On another ride, the KXAN team rode in a white limousine and a driver known on Facebook as “Limo Cedric.” During the ride, one person asked Limo Cedric if he had ever been in trouble with police.
“We go through stuff,” he responded. “We have been through stuff and may go through stuff again, but all you ever have to do if they ask you anything is say, ‘No money was involved and we are just friends,’” he said.
HARD TO POLICE
The “just friends” explanation may be a good one. Austin Police and the city’s ground transportation department say they have to be able to prove some kind of payment is being made in order to ticket a driver.

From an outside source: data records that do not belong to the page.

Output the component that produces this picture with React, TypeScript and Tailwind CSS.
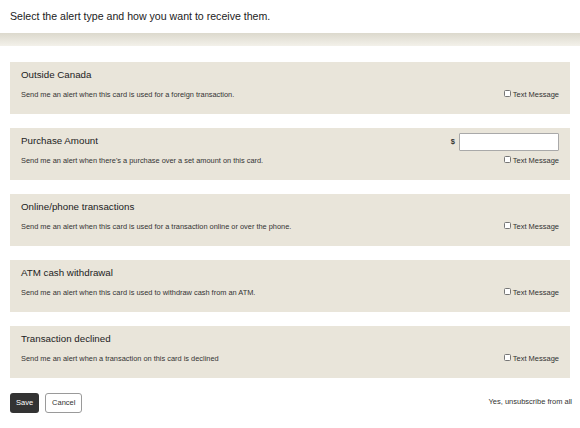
import React from "react";

interface AlertType {
  id: number;
  title: string;
  description: string;
  hasAmount?: boolean;
}

const alertTypes: AlertType[] = [
  {
    id: 1,
    title: "Outside Canada",
    description: "Send me an alert when this card is used for a foreign transaction.",
  },
  {
    id: 2,
    title: "Purchase Amount",
    description: "Send me an alert when there's a purchase over a set amount on this card.",
    hasAmount: true,
  },
  {
    id: 3,
    title: "Online/phone transactions",
    description: "Send me an alert when this card is used for a transaction online or over the phone.",
  },
  {
    id: 4,
    title: "ATM cash withdrawal",
    description: "Send me an alert when this card is used to withdraw cash from an ATM.",
  },
  {
    id: 5,
    title: "Transaction declined",
    description: "Send me an alert when a transaction on this card is declined",
  },
];

const AlertCard: React.FC<{ item: AlertType }> = ({ item }) => {
  return (
    <div className="mx-[10px] h-[52px] bg-[#e9e5da] pl-[11px] pr-[11px] flex flex-col">
      {/* Title row */}
      <div className="h-[26px] flex items-center justify-between">
        <span className="text-[9.75px] leading-none text-[#222]">{item.title}</span>
        {item.hasAmount && (
          <div className="flex items-center gap-[4px] pt-[2px]">
            <span className="text-[7.5px] font-bold text-[#333]">$</span>
            <div className="w-[100px] h-[18px] bg-white border border-[#a9a9a9] rounded-[1px]"></div>
          </div>
        )}
      </div>

      {/* Description row */}
      <div className="h-[14px] flex items-center justify-between">
        <span className="text-[7.4px] leading-none text-[#333]">{item.description}</span>
        <label className="flex items-center gap-[2px] text-[7.5px] leading-none text-[#333]">
          <span className="w-[7px] h-[7px] bg-white border border-[#767676] rounded-[1.5px] mb-[3px]"></span>
          Text Message
        </label>
      </div>
    </div>
  );
};

const App: React.FC = () => {
  return (
    <div className="w-[580px] h-[428px] bg-white overflow-hidden font-['Liberation_Sans',Arial,sans-serif]">
      {/* Header */}
      <div className="h-[33px] flex items-center pl-[10px]">
        <h1 className="text-[10.6px] leading-none text-[#222] font-normal">
          Select the alert type and how you want to receive them.
        </h1>
      </div>
      <div className="h-[13px] bg-gradient-to-b from-[#dcd9cd] to-[#f3f1ea]"></div>

      {/* Alert cards */}
      <div className="flex flex-col gap-[14px] pt-[16px]">
        {alertTypes.map((item) => (
          <AlertCard key={item.id} item={item} />
        ))}
      </div>

      {/* Footer actions */}
      <div className="mt-[15px] ml-[10px] mr-[8px] flex items-center justify-between">
        <div className="flex items-center gap-[6px]">
          <button className="h-[20px] px-[6px] bg-[#333] text-white text-[7.5px] leading-none rounded-[3px]">
            Save
          </button>
          <button className="h-[20px] px-[6px] bg-white border border-[#9a9a9a] text-[#333] text-[7.5px] leading-none rounded-[3px]">
            Cancel
          </button>
        </div>
        <span className="text-[7.5px] leading-none text-[#333] mb-[2px]">Yes, unsubscribe from all</span>
      </div>
    </div>
  );
};

export default App;
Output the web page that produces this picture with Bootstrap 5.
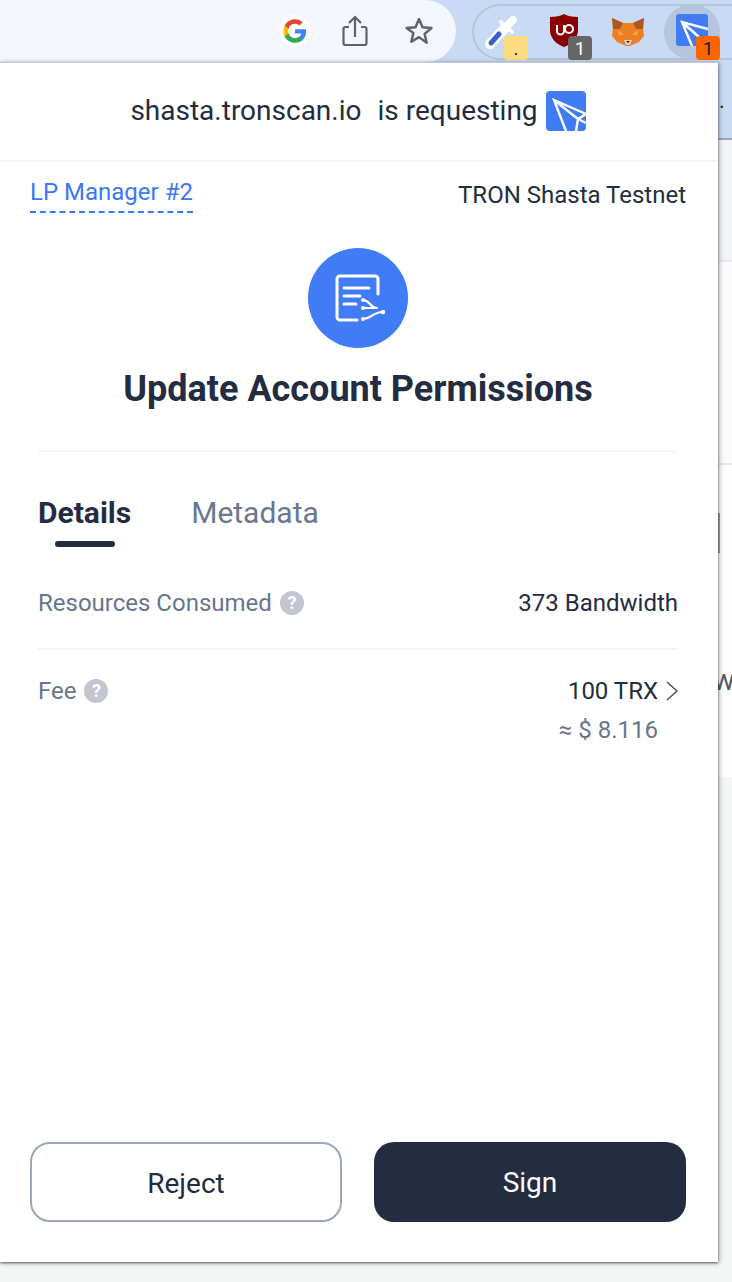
<!DOCTYPE html>
<html lang="en">
<head>
    <meta charset="UTF-8">
    <meta name="viewport" content="width=device-width, initial-scale=1.0">
    <title>Update Account Permissions</title>
    <link href="https://cdn.jsdelivr.net/npm/bootstrap@5.3.0/dist/css/bootstrap.min.css" rel="stylesheet">
    <style>
        html, body { height: 100%; }
        body {
            width: 732px;
            height: 1282px;
            overflow: hidden;
            background: #f4f6f6;
            font-family: Roboto, "Liberation Sans", sans-serif;
            color: #232c41;
            position: relative;
        }
        .browser-bar { height: 62px; background: #c9daf4; }
        .url-end {
            flex: none;
            width: 456px; height: 62px;
            background: #f3f6fc;
            border-radius: 0 32px 32px 0;
            padding-right: 22px;
            gap: 36px;
        }
        .g-mark { margin-right: -5px; }
        .ext-pill {
            flex: none;
            width: 260px; height: 56px;
            margin-left: 16px; margin-top: 4px;
            border: 2px solid #b4c5de;
            border-right: 0;
            border-radius: 28px 0 0 28px;
            position: relative;
        }
        .ext-slot { position: absolute; top: 8px; line-height: 0; }
        .ext-badge {
            position: absolute;
            top: 30px;
            width: 24px; height: 24px;
            border-radius: 4px;
            font-size: 19px;
            line-height: 25px;
            text-align: center;
        }
        .active-ext { position: absolute; left: 190px; top: -2px; width: 56px; height: 56px; border-radius: 50%; background: #b5c5de; }
        .popup {
            width: 718px;
            height: 1200px;
            background: #fff;
            border-top: 1px solid #c3c8d2;
            box-shadow: 0 1px 2px rgba(0,0,0,.45), 1px 1px 5px rgba(0,0,0,.35);
            position: relative;
            z-index: 2;
        }
        .req-head { height: 99px; border-bottom: 2px solid #f5f5f6; font-size: 28px; gap: 8px; padding-bottom: 2px; padding-right: 2px; }
        .req-head .gap-word { margin-left: 8px; }
        .account-row { padding: 14px 32px 0 30px; height: 86px; }
        .acct-name { color: #3b78f6; font-size: 24px; line-height: 32px; border-bottom: 2px dashed #3b78f6; height: 37px; }
        .net-name { font-size: 24px; line-height: 34px; padding-top: 2px; }
        .title-wrap { padding-right: 2px; }
        .title-circle { width: 100px; height: 100px; border-radius: 50%; background: #3f7cf6; line-height: 0; }
        .popup-title { font-size: 36px; font-weight: 700; line-height: 40px; margin: 21px 0 0; color: #232c41; }
        .main-pad { margin: 41px 40px 0 38px; }
        .tab-row { border-top: 2px solid #f5f5f6; padding-top: 42px; gap: 60px; }
        .tab-item { font-size: 30px; line-height: 38px; color: #6b778f; position: relative; padding-bottom: 15px; }
        .tab-item.on { font-weight: 700; color: #232c41; }
        .tab-item.on::after {
            content: ""; position: absolute; left: 17px; bottom: 0;
            width: 60px; height: 6px; border-radius: 3px; background: #232c41;
        }
        .info-row { font-size: 24px; line-height: 32px; }
        .info-key { color: #68758e; gap: 8px; }
        .help-dot {
            width: 24px; height: 24px; border-radius: 50%;
            background: #c3c5d0; color: #fff;
            font-size: 18px; line-height: 24px; font-weight: 700; text-align: center;
        }
        .res-row { padding-top: 40px; padding-bottom: 29px; border-bottom: 2px solid #f5f5f6; }
        .fee-row { padding-top: 25px; }
        .usd-val { color: #68758e; padding-right: 20px; line-height: 32px; margin-top: 7px; }
        .footer-btns { position: absolute; left: 30px; bottom: 40px; gap: 32px; }
        .act-btn { flex: none; width: 312px; height: 80px; border-radius: 20px; font-size: 28px; }
        .btn.reject-btn { background: #fff; border: 2px solid #9ba6bb; color: #232c41; padding-top: 10px; }
        .btn.sign-btn { background: #232c41; border: 0; color: #fff; padding-bottom: 4px; }
        .behind { position: absolute; left: 718px; right: 0; top: 62px; height: 1200px; overflow: hidden; display: flex; flex-direction: column; }
        .behind-blue { height: 78px; background: #c9daf4; border-bottom: 2px solid #98a9c6; color: #222; font-size: 22px; line-height: 22px; padding: 28px 0 0 1px; }
        .behind-top { height: 122px; background: #f3f4f8; border-bottom: 2px solid #e9e9ea; }
        .behind-mid { height: 203px; background: #fbfbfb; border-bottom: 2px solid #e8e8e8; }
        .behind-low { height: 312px; background: #fdfdfd; position: relative; color: #555b63; font-size: 29px; line-height: 30px; }
        .behind-low span { position: absolute; left: -5px; top: 200px; }
        .behind-low::before { content: ""; position: absolute; left: 0; top: 48px; width: 2px; height: 40px; background: #a0a3ad; }
        .behind-foot { flex: 1; background: #f4f6f6; }
    </style>
</head>
<body>
    <div class="browser-bar d-flex">
        <div class="url-end d-flex align-items-center justify-content-end">
            <svg class="g-mark" width="32" height="32" viewBox="5 5 26 26">
                <circle cx="18" cy="18" r="13" fill="#fff"/>
                <path d="M27 18.400c0-.7-.1-1.300-.2-1.900H18v3.600h5.100c-.2 1.200-.9 2.200-1.900 2.800v2.400h3.100c1.700-1.600 2.700-4 2.700-6.900z" fill="#4285f4"/>
                <path d="M18 27.500c2.500 0 4.700-.8 6.300-2.200l-3.100-2.400c-.8.600-1.900.9-3.200.9-2.400 0-4.500-1.600-5.200-3.900H9.600v2.500c1.600 3.100 4.800 5.100 8.400 5.100z" fill="#34a853"/>
                <path d="M12.800 19.900c-.4-1.200-.4-2.600 0-3.800v-2.500H9.600c-1.300 2.700-1.300 6.100 0 8.800z" fill="#fbbc05"/>
                <path d="M18 12.200c1.400 0 2.600.5 3.600 1.400l2.700-2.700c-1.700-1.600-3.900-2.400-6.300-2.400-3.600 0-6.800 2-8.400 5.100l3.200 2.500c.7-2.300 2.800-3.900 5.200-3.900z" fill="#ea4335"/>
            </svg>
            <svg width="26" height="32" viewBox="0 0 26 32" fill="none" stroke="#5f6368" stroke-width="2.200">
                <path d="M7 12H3.500a2 2 0 0 0-2 2v14a2 2 0 0 0 2 2h19a2 2 0 0 0 2-2V14a2 2 0 0 0-2-2H19"/>
                <path d="M13 22V2M7 8l6-6 6 6"/>
            </svg>
            <svg width="30" height="30" viewBox="0 0 30 30" fill="none" stroke="#5f6368" stroke-width="2.400" stroke-linejoin="round">
                <path d="M15 3l3.500 8.300 9 .7-6.900 5.900 2.100 8.800L15 21.100l-7.700 4.600 2.100-8.800L2.500 12l9-.7z"/>
            </svg>
        </div>
        <div class="ext-pill">
            <div class="ext-slot" style="left:10px">
                <svg width="36" height="36" viewBox="0 0 36 36" fill="none" stroke-linecap="round">
                    <path d="M6 30L20 15" stroke="#fff" stroke-width="10"/>
                    <path d="M7 29l8-9" stroke="#3c60c8" stroke-width="5"/>
                    <path d="M17 8l11 10" stroke="#fff" stroke-width="4"/>
                    <path d="M23 12l6-6" stroke="#fff" stroke-width="8"/>
                </svg>
            </div>
            <span class="ext-badge" style="left:30px;background:#fddc80;color:#222">.</span>
            <div class="ext-slot" style="left:76px">
                <svg width="28" height="34" viewBox="0 0 28 34">
                    <path d="M14 0c3 2 8 3 14 3v13c0 8-6 14-14 17C6 30 0 24 0 16V3c6 0 11-1 14-3z" fill="#8a0000"/>
                    <path d="M7 11v6a3.500 3.500 0 0 0 7 0v-6" fill="none" stroke="#fff" stroke-width="2"/>
                    <circle cx="19" cy="15" r="4" fill="none" stroke="#fff" stroke-width="2"/>
                </svg>
            </div>
            <span class="ext-badge" style="left:94px;background:#666;color:#fff">1</span>
            <div class="ext-slot" style="left:138px;top:12px">
                <svg width="32" height="28" viewBox="0 0 32 28">
                    <path d="M0 0l11 5h10L32 0l-1 9 1 9-5 6-7 3-2 1h-4l-2-1-7-3-5-6 1-9z" fill="#ec7f22"/>
                    <path d="M0 0l11 5-3 6-7 0zM32 0L21 5l3 6 7 0z" fill="#a85a22"/>
                    <path d="M12 22h8l-2 5h-4z" fill="#e4d7c9"/>
                    <path d="M14 23h4l-2 2z" fill="#232323"/>
                    <path d="M6 12l6 4-5 2zM26 12l-6 4 5 2z" fill="#f6a04c"/>
                </svg>
            </div>
            <div class="active-ext"></div>
            <div class="ext-slot" style="left:202px">
                <svg width="32" height="32" viewBox="0 0 32 32">
                    <rect width="32" height="32" rx="3" fill="#3f7cf6"/>
                    <path d="M32 15L6 8l10 24M6 8l18 16" fill="none" stroke="#fff" stroke-width="2.400"/>
                </svg>
            </div>
            <span class="ext-badge" style="left:222px;background:#ff6400;color:#222">1</span>
        </div>
    </div>

    <div class="popup">
        <div class="req-head d-flex align-items-center justify-content-center">
            <span>shasta.tronscan.io</span>
            <span class="gap-word">is requesting</span>
            <svg width="40" height="40" viewBox="0 0 40 40">
                <rect width="40" height="40" rx="4" fill="#3f7cf6"/>
                <path d="M40 23L8 9l12 31M8 9l24 19M32 28l8-5M32 28l-2 12M32 28l8 4" fill="none" stroke="#fff" stroke-width="2.400"/>
            </svg>
        </div>
        <div class="account-row d-flex justify-content-between align-items-start">
            <span class="acct-name">LP Manager #2</span>
            <span class="net-name">TRON Shasta Testnet</span>
        </div>
        <div class="title-wrap d-flex flex-column align-items-center">
            <div class="title-circle d-flex align-items-center justify-content-center">
                <svg width="100" height="100" viewBox="0 0 100 100" fill="none" stroke="#fff" stroke-linecap="round">
                    <path d="M70 46V31a3 3 0 0 0-3-3H32a3 3 0 0 0-3 3v38a3 3 0 0 0 3 3h17" stroke-width="3"/>
                    <path d="M36 40h25M36 48h16M36 56h12" stroke-width="3"/>
                    <path d="M55 52c7 0 7 8 14 8M55 60h14M55 71c9 0 9-7 20-7" stroke-width="2.200"/>
                    <g fill="#fff" stroke="none">
                        <circle cx="55" cy="52" r="2"/>
                        <circle cx="55" cy="60" r="2"/>
                        <circle cx="55" cy="71" r="2"/>
                        <circle cx="75" cy="64" r="2.200"/>
                    </g>
                </svg>
            </div>
            <h1 class="popup-title">Update Account Permissions</h1>
        </div>
        <div class="main-pad">
            <div class="tab-row d-flex">
                <span class="tab-item on">Details</span>
                <span class="tab-item">Metadata</span>
            </div>
            <div class="info-row res-row d-flex justify-content-between">
                <div class="info-key d-flex align-items-center"><span>Resources Consumed</span><span class="help-dot">?</span></div>
                <div>373 Bandwidth</div>
            </div>
            <div class="info-row fee-row d-flex justify-content-between">
                <div class="info-key d-flex align-items-center align-self-start"><span>Fee</span><span class="help-dot">?</span></div>
                <div class="text-end">
                    <div class="d-flex align-items-center justify-content-end gap-2">
                        <span>100 TRX</span>
                        <svg width="12" height="20" viewBox="0 0 12 20" fill="none" stroke="#444a58" stroke-width="1.400"><path d="M1 1l10 9-10 9"/></svg>
                    </div>
                    <div class="usd-val">≈ $ 8.116</div>
                </div>
            </div>
        </div>
        <div class="footer-btns d-flex">
            <button type="button" class="btn act-btn reject-btn">Reject</button>
            <button type="button" class="btn act-btn sign-btn">Sign</button>
        </div>
    </div>
    <div class="behind">
        <div class="behind-blue">.</div>
        <div class="behind-top"></div>
        <div class="behind-mid"></div>
        <div class="behind-low"><span>w</span></div>
        <div class="behind-foot"></div>
    </div>
</body>
</html>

“If we have the opportunity to observe, they are not difficult to identify,” said Lt. Malanka with the Austin Police Department. “Our disadvantage is being at the right place at the right time.”
A search through court records shows 381 citations over the last three years were written in Austin for unpermitted cab and chauffeur services. Shelton received two of those citations and paid $375 for one, while another was dismissed. A ticket is only a Class C misdemeanor punishable by a fine no greater than $500.
“Sometimes the citation is not a deterrent unto itself,” Malanka said.
Austin police have taken steps before to impound the vehicle of violators in an attempt to slow down the illegal rides.
“We do get complaints from citizens and complaints from other service providers,” said Gordon Derr, the assistant director of Austin’s transportation department. “It is an ongoing issue we see each year.”
Derr said the department has three regulatory officers out past midnight on some nights trying to spot unpermitted drivers. Big festivals like SXSW, Formula 1 weekend, and the Austin City Limits Festival always bring out the illegitimate business, Derr said.
“It is a mixture of people in town who see it as an opportunity to make some money, but also people from out of town,” Derr said.
Austin police officials say they also conduct special operations targeting unpermitted vehicles.
We checked the hot spots for illegal taxis ticketed in Austin. Austin-Bergstrom International Airport had the most, followed by the Warehouse District and 5th and 6th Streets downtown. There were also some citations in the West Campus area.
Police have been giving fewer tickets over time. From 150 in 2011 to just 111 in 2012.